**Given exercise:**
Pictures stay out of the copy; restate everything else in the material exactly.

**Collected material:**
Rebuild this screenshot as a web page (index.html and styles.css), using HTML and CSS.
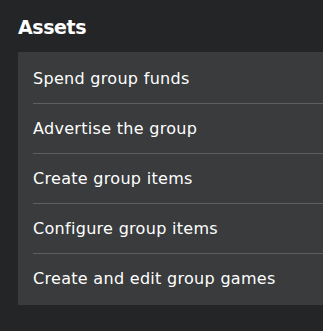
FILE: index.html
```html
<!DOCTYPE html>
<html lang="en">

<head>
    <meta charset="UTF-8" />
    <title>Assets</title>
    <meta name="viewport" content="width=device-width, initial-scale=1.0" />
    <link rel="stylesheet" href="styles.css">
</head>

<body>

    <!-- Assets permissions -->
    <section class="section">
        <h2 class="section-title">Assets</h2>
        <ul class="perm-list">
            <li class="perm-item">Spend group funds</li>
            <li class="perm-item">Advertise the group</li>
            <li class="perm-item">Create group items</li>
            <li class="perm-item">Configure group items</li>
            <li class="perm-item">Create and edit group games</li>
        </ul>
    </section>

</body>

</html>
```

FILE: styles.css
```css
body {
    margin: 0;
    background: #232527;
    font-family: 'DejaVu Sans', sans-serif;
    color: #fff;
    overflow: hidden;
}

.section {
    padding: 14px 0 0 18px;
}

.section-title {
    margin: 0 0 12px;
    font-size: 19px;
    font-weight: bold;
    letter-spacing: -0.4px;
    line-height: 26px;
}

.perm-list {
    list-style: none;
    margin: 0;
    padding: 2px 0 2px 15px;
    background: #393b3d;
}

.perm-item {
    height: 49px;
    line-height: 49px;
    font-size: 16px;
    letter-spacing: 0.3px;
    border-bottom: 1px solid #5c5e60;
}

.perm-item:last-child {
    border-bottom: none;
}
```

**Written response:**
Rebuild this screenshot as a web page (index.html and styles.css), using HTML and CSS.
FILE: index.html
```html
<!DOCTYPE html>
<html lang="en">

<head>
    <meta charset="UTF-8" />
    <title>Assets</title>
    <meta name="viewport" content="width=device-width, initial-scale=1.0" />
    <link rel="stylesheet" href="styles.css">
</head>

<body>

    <!-- Assets permissions -->
    <section class="section">
        <h2 class="section-title">Assets</h2>
        <ul class="perm-list">
            <li class="perm-item">Spend group funds</li>
            <li class="perm-item">Advertise the group</li>
            <li class="perm-item">Create group items</li>
            <li class="perm-item">Configure group items</li>
            <li class="perm-item">Create and edit group games</li>
        </ul>
    </section>

</body>

</html>
```

FILE: styles.css
```css
body {
    margin: 0;
    background: #232527;
    font-family: 'DejaVu Sans', sans-serif;
    color: #fff;
    overflow: hidden;
}

.section {
    padding: 14px 0 0 18px;
}

.section-title {
    margin: 0 0 12px;
    font-size: 19px;
    font-weight: bold;
    letter-spacing: -0.4px;
    line-height: 26px;
}

.perm-list {
    list-style: none;
    margin: 0;
    padding: 2px 0 2px 15px;
    background: #393b3d;
}

.perm-item {
    height: 49px;
    line-height: 49px;
    font-size: 16px;
    letter-spacing: 0.3px;
    border-bottom: 1px solid #5c5e60;
}

.perm-item:last-child {
    border-bottom: none;
}
```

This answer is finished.